Had Biden chose him for attorney general, it would probably have caused waves. But his choice for this specific position is much more dramatic. Biden has signaled a desire to govern in a less extreme manner, and he will be stuck with a Congress that will force him to honor that promise to some extent. Democrats’ narrow House majority, combined with a likely Republican Senate majority, will sharply limit his ability to make sweeping changes such as even the customary tax increases that tend to occur when Democrats take power. 

So his administrative appointments will be especially important.

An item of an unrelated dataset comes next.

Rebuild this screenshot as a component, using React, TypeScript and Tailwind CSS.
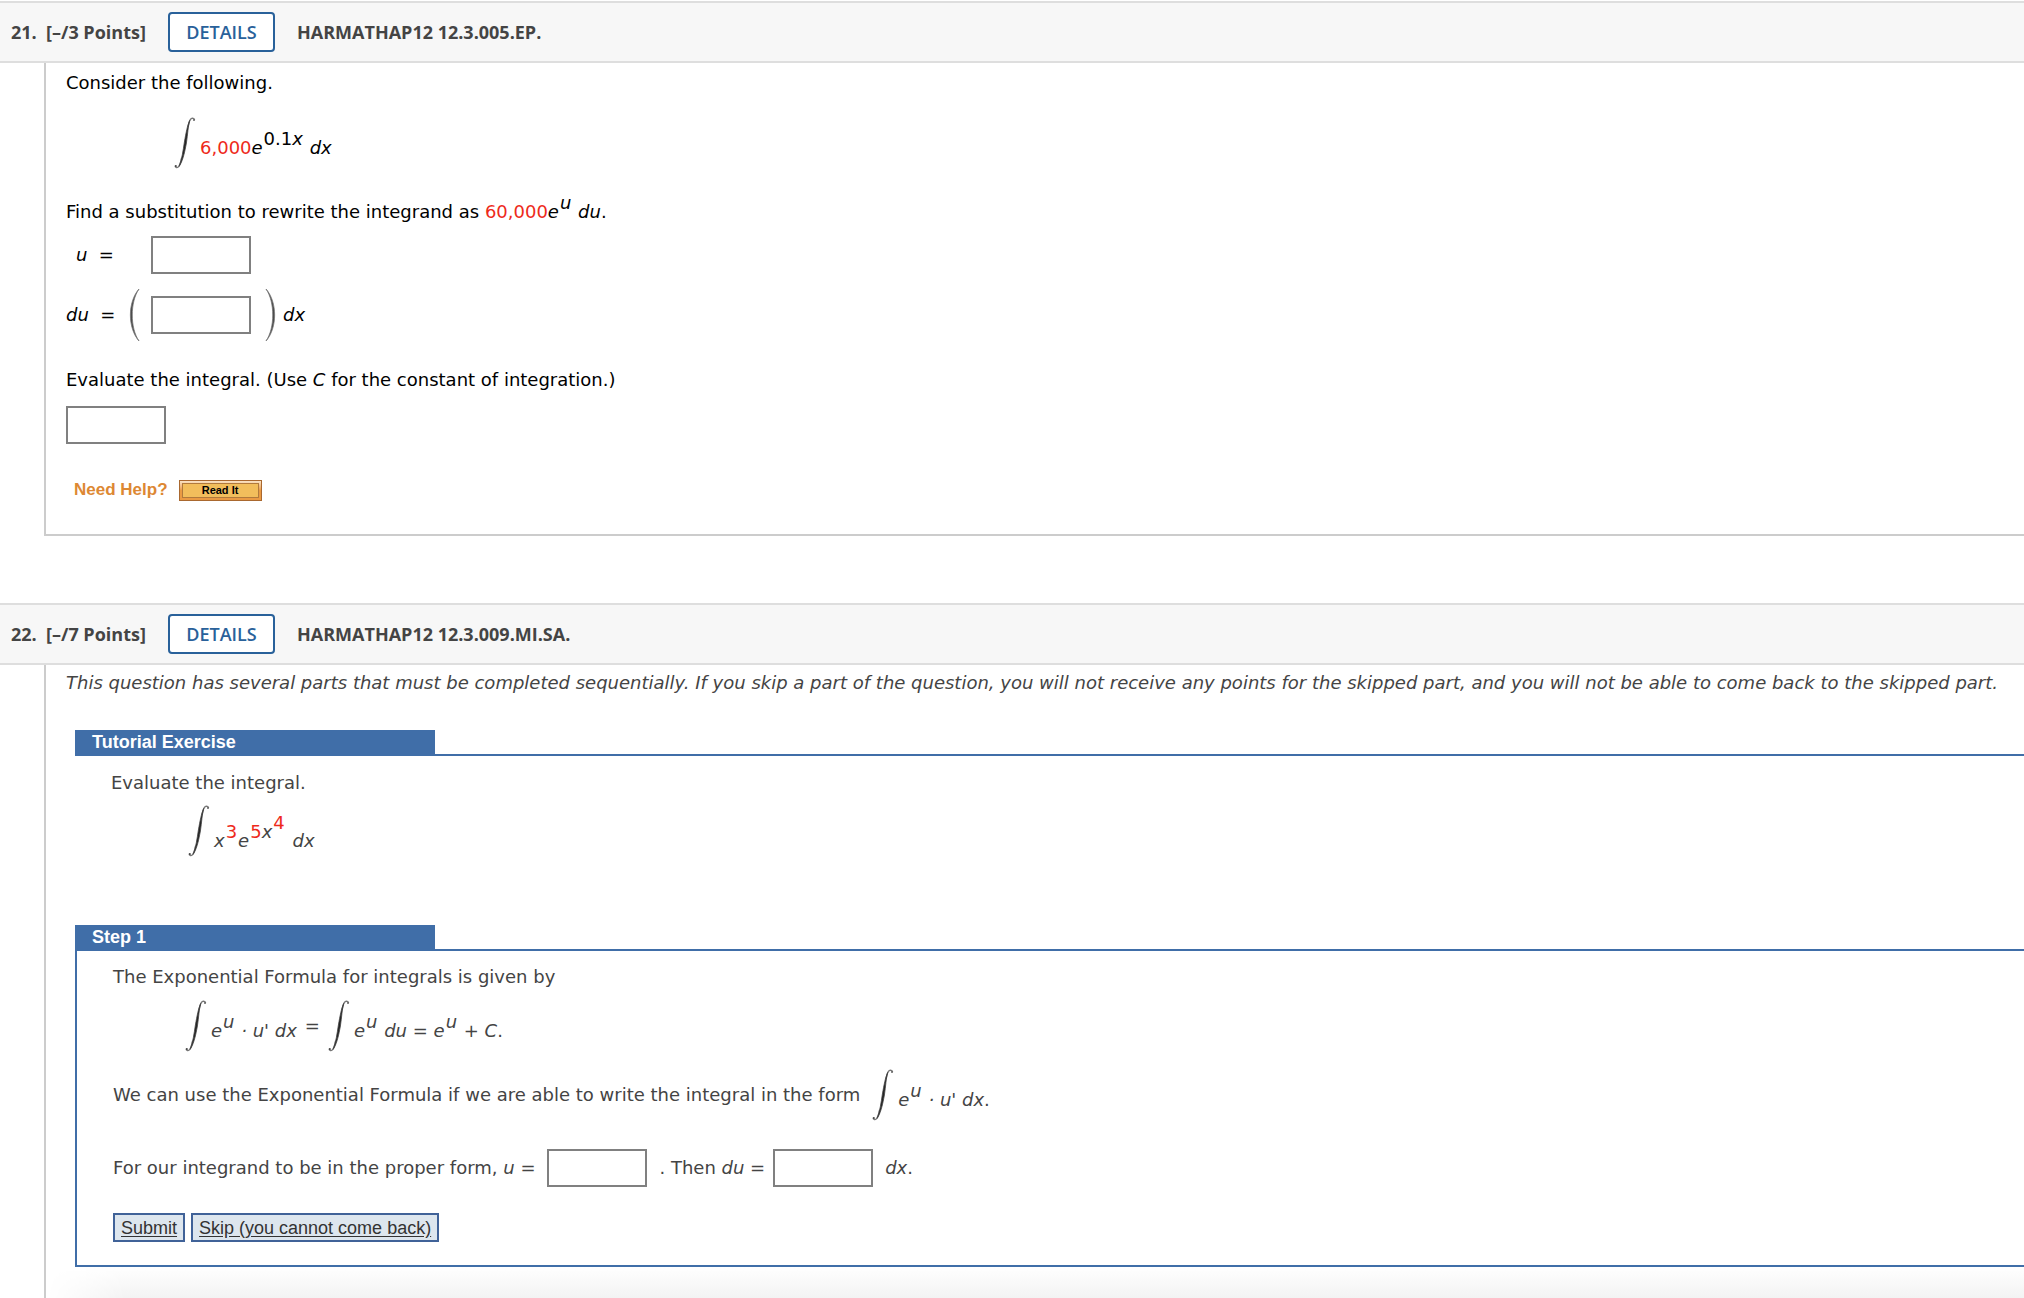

And to choose someone like Becerra, whose only qualification on the issue of health is his rabid promotion of abortion, sends exactly the opposite signal from the one he tried to send in his victory speech. 

If Republicans are genuinely determined to fight this nomination, they would have a very good chance of making Becerra the one they make an example of while allowing most or all of Biden’s other picks to go through. 

Senate 2021

Georgia: The last two rounds of polls — one by Emerson and one by the Trafalgar Group — suggest that Republicans hold a narrow advantage in both of the Senate runoffs to be held Jan 5. 

Sen. Kelly Loeffler, R, in particular, seems to have put some daylight between herself and the Rev. Ralph Warnock, after a storm  of opposition research was dropped on the previously obscure pastor about his radicalism and about an incident at a youth camp in which he hindered police from interviewing campers about an abuse incident without camp staff or their representatives being present. After trailing a few weeks ago, she now posts a lead as large as six points. 

Although the state’s Republicans and Trump seem to have been at cross-purposes at times, the outcome of these races will determine whether Trump’s legacy survives this year’s election. Although Democrats’ more radical plans to abolish the filibuster and pack the Supreme Court are already on ice for now, at stake in the two Georgia races is Republicans’ ability to prevent Democrats from using the reconciliation process to undo tax reform and confirm a raft of judicial nominations.